Investing in Open Space for Community Food Programs

By Travis Marcotte
Intervale Center Executive Director

The USDA Forest Service estimates that 6,000 acres of open space in the U.S. are lost to houses and other development each year. We also know that, due to an aging farmer population, 70 percent of American farmland will change hands in the next 20 years, leaving even more open space extremely vulnerable to development.

community food programs

Open space provides incredible benefits to our communities; it’s where we walk and play, where wildlife thrives, and where we grow our food. With the rapid loss of open space in the United States today—as well as climate change, hunger, obesity, and struggling rural economies—there are many complicated challenges facing communities across the hemisphere.

Luckily, there are stories of hope and innovation that can counteract these grim statistics—stories about towns and cities that are protecting and revitalizing open spaces for community food programs. All across the country and Canada, people are seeking to reclaim land and build community food initiatives.

In Saratoga, N.Y., Pitney Meadows Community Farm is working to preserve 166 acres of farmland within city limits that would host a farm training program, community gardens, events, trails, community education, and more. In San Diego, the city council recently implemented a new law that incentivizes land owners to convert their land to urban agriculture, including growing healthy soil, which will also sequester carbon. In Canada, Community Food Centres is seeking to expand food security programs more broadly by developing place-based centers across the country.

Supporting Farms, Land and People

community food programsAn illustration of The Intervale Center and Burlington

The Intervale Center and its partners have invested in this work for almost 30 years. Back in 1986, Will Raap, founder of Gardener’s Supply Company, spearheaded an enormous community clean-up effort to restore the degraded Intervale to its agricultural roots and founded the Intervale Center. Since then, we have conserved hundreds of acres of land in the Intervale, reclaimed agricultural soils, and built a suite of programs and enterprises that support farms, land, and people.

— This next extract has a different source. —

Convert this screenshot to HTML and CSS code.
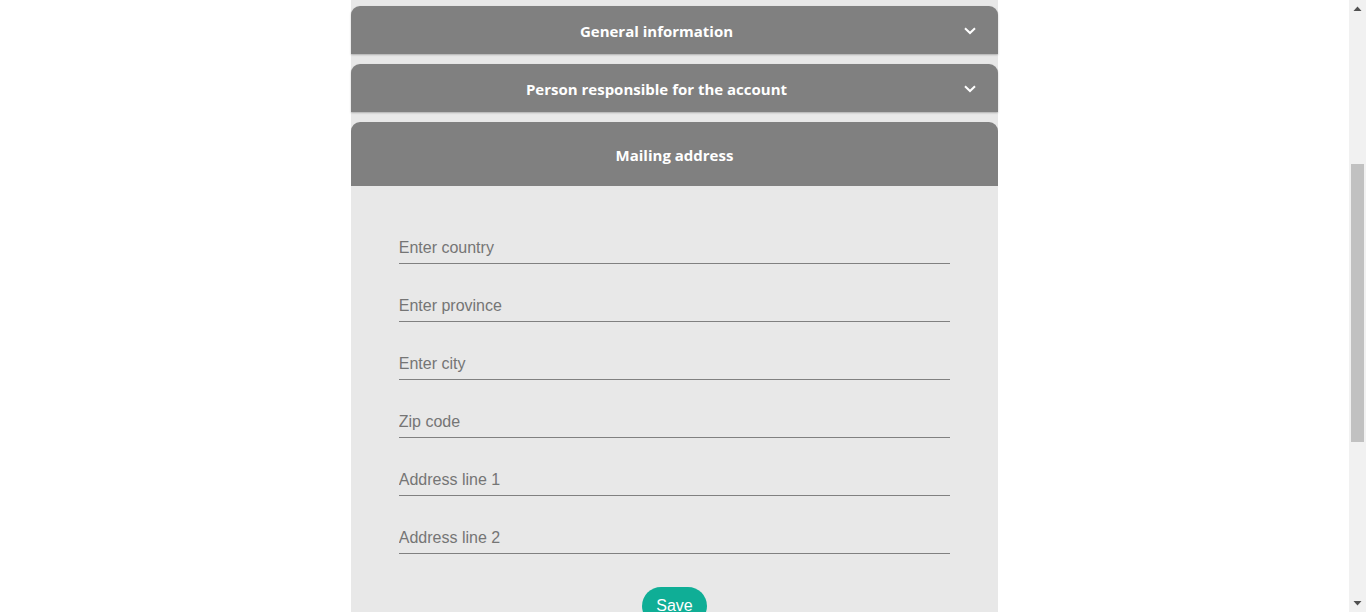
FILE: index.html
```html
<!DOCTYPE html>
<html lang="en">
<head>
<meta charset="utf-8">
<title>Account settings</title>
<link rel="stylesheet" href="styles.css">
</head>
<body>
<div class="viewport" id="viewport">
  <main class="panel">
    <section class="section">
      <button class="section-head" type="button">
        <span class="section-title">General information</span>
        <span class="chevron"><svg width="12" height="8" viewBox="0 0 12 8"><path d="M1 1.2 L6 6 L11 1.2" fill="none" stroke="#fff" stroke-width="2"/></svg></span>
      </button>
    </section>
    <section class="section">
      <button class="section-head" type="button">
        <span class="section-title">Person responsible for the account</span>
        <span class="chevron"><svg width="12" height="8" viewBox="0 0 12 8"><path d="M1 1.2 L6 6 L11 1.2" fill="none" stroke="#fff" stroke-width="2"/></svg></span>
      </button>
    </section>
    <section class="section open">
      <div class="section-head big">
        <span class="section-title">Mailing address</span>
      </div>
      <form class="section-body">
        <input class="field" type="text" placeholder="Enter country">
        <input class="field" type="text" placeholder="Enter province">
        <input class="field" type="text" placeholder="Enter city">
        <input class="field" type="text" placeholder="Zip code">
        <input class="field" type="text" placeholder="Address line 1">
        <input class="field" type="text" placeholder="Address line 2">
        <div class="actions"><button class="save" type="button">Save</button></div>
      </form>
    </section>
  </main>
</div>
<div class="scrollbar" aria-hidden="true">
  <div class="sb-btn"><svg width="9" height="5" viewBox="0 0 9 5"><path d="M0.5 5 L4.5 0.5 L8.5 5 Z" fill="#505050"/></svg></div>
  <div class="sb-track"><div class="sb-thumb"></div></div>
  <div class="sb-btn"><svg width="9" height="5" viewBox="0 0 9 5"><path d="M0.5 0 L4.5 4.5 L8.5 0 Z" fill="#505050"/></svg></div>
</div>
<script src="script.js"></script>
</body>
</html>
```
FILE: styles.css
```css
html, body {
  margin: 0;
  padding: 0;
  background: #fff;
  height: 100%;
}
body {
  display: flex;
  overflow: hidden;
  font-family: "Liberation Sans", Arial, sans-serif;
}
.viewport {
  flex: 1;
  height: 100%;
  overflow-y: auto;
  scrollbar-width: none;
}
.viewport::-webkit-scrollbar {
  display: none;
}
.panel {
  width: 48%;
  margin: 0 auto;
  background: #e8e8e8;
  padding: 329px 0 330px;
  display: flex;
  flex-direction: column;
  gap: 10px;
}
.section-head {
  box-sizing: border-box;
  display: flex;
  align-items: center;
  width: 100%;
  height: 48px;
  margin: 0;
  padding: 1px 0 0;
  border: 0;
  background: #808080;
  border-radius: 9px 9px 0 0;
  box-shadow: 0 1px 2px rgba(0,0,0,0.25);
  color: #fff;
  font-family: "Open Sans", sans-serif;
  font-weight: 700;
  font-size: 15px;
  cursor: pointer;
}
.section-title {
  flex: 1;
  text-align: center;
}
.chevron {
  width: 36px;
  display: flex;
  justify-content: flex-start;
  align-items: center;
  padding-left: 2px;
  box-sizing: border-box;
}
.section-head.big {
  height: 64px;
  box-shadow: none;
  cursor: default;
}
.section-body {
  margin: 0;
  padding: 47px 48px 0;
  display: flex;
  flex-direction: column;
  gap: 27px;
}
.field {
  display: block;
  width: 100%;
  box-sizing: border-box;
  height: 31px;
  margin: 0;
  padding: 0;
  border: 0;
  border-bottom: 1px solid #808080;
  background: transparent;
  font-family: "Liberation Sans", Arial, sans-serif;
  font-size: 16px;
  color: #333;
  outline: none;
}
.field::placeholder {
  color: #757575;
}
.actions {
  display: flex;
  justify-content: center;
  padding-top: 6px;
}
.save {
  background: #0fae96;
  color: #fff;
  border: 0;
  border-radius: 20px;
  padding: 10px 14px;
  font-family: "Liberation Sans", Arial, sans-serif;
  font-size: 16px;
  line-height: 18px;
  cursor: pointer;
}
.scrollbar {
  width: 17px;
  flex: none;
  height: 100%;
  background: #f1f1f1;
  display: flex;
  flex-direction: column;
}
.sb-btn {
  height: 17px;
  display: flex;
  align-items: center;
  justify-content: center;
}
.sb-track {
  flex: 1;
  padding: 147px 2px 0;
}
.sb-thumb {
  height: 278px;
  background: #c1c1c1;
}
```
FILE: script.js
```js
document.getElementById('viewport').scrollTop = 323;
```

This year, 11 commercial farms, a New American Farm and over 300 gardeners at Tommy Thompson Community Gardens will grow tons of organic food for our community. Our Conservation Nursery is caring for over 90,000 trees that will be transplanted to riverbanks across Vermont to restore buffers and improve water quality. Each week, our Gleaning and Food Rescue program provides free food to 150 families and to 14 area social service organizations by harvesting produce that would otherwise go to waste. The Intervale Food Hub is moving food from 30 Vermont farms and food makers into new markets, and we will work with dozens of farms across Vermont to enhance their business management. Summervale, our weekly summer music and food festival, celebrates Vermont’s bounty with thousands of people every Thursday evening in July and August.

Investing in open space for community food initiatives stands out as a keystone of a hopeful future for communities across the United States. Not only will these spaces provide land for us to grow food locally, they will provide special places for residents to gather and engage with the food and natural world that sustains them. They add economic, social, and environmental value back to towns and cities. When we invest in open space for community food programs, we are addressing a myriad of complicated challenges and creating a more sustainable, vibrant future.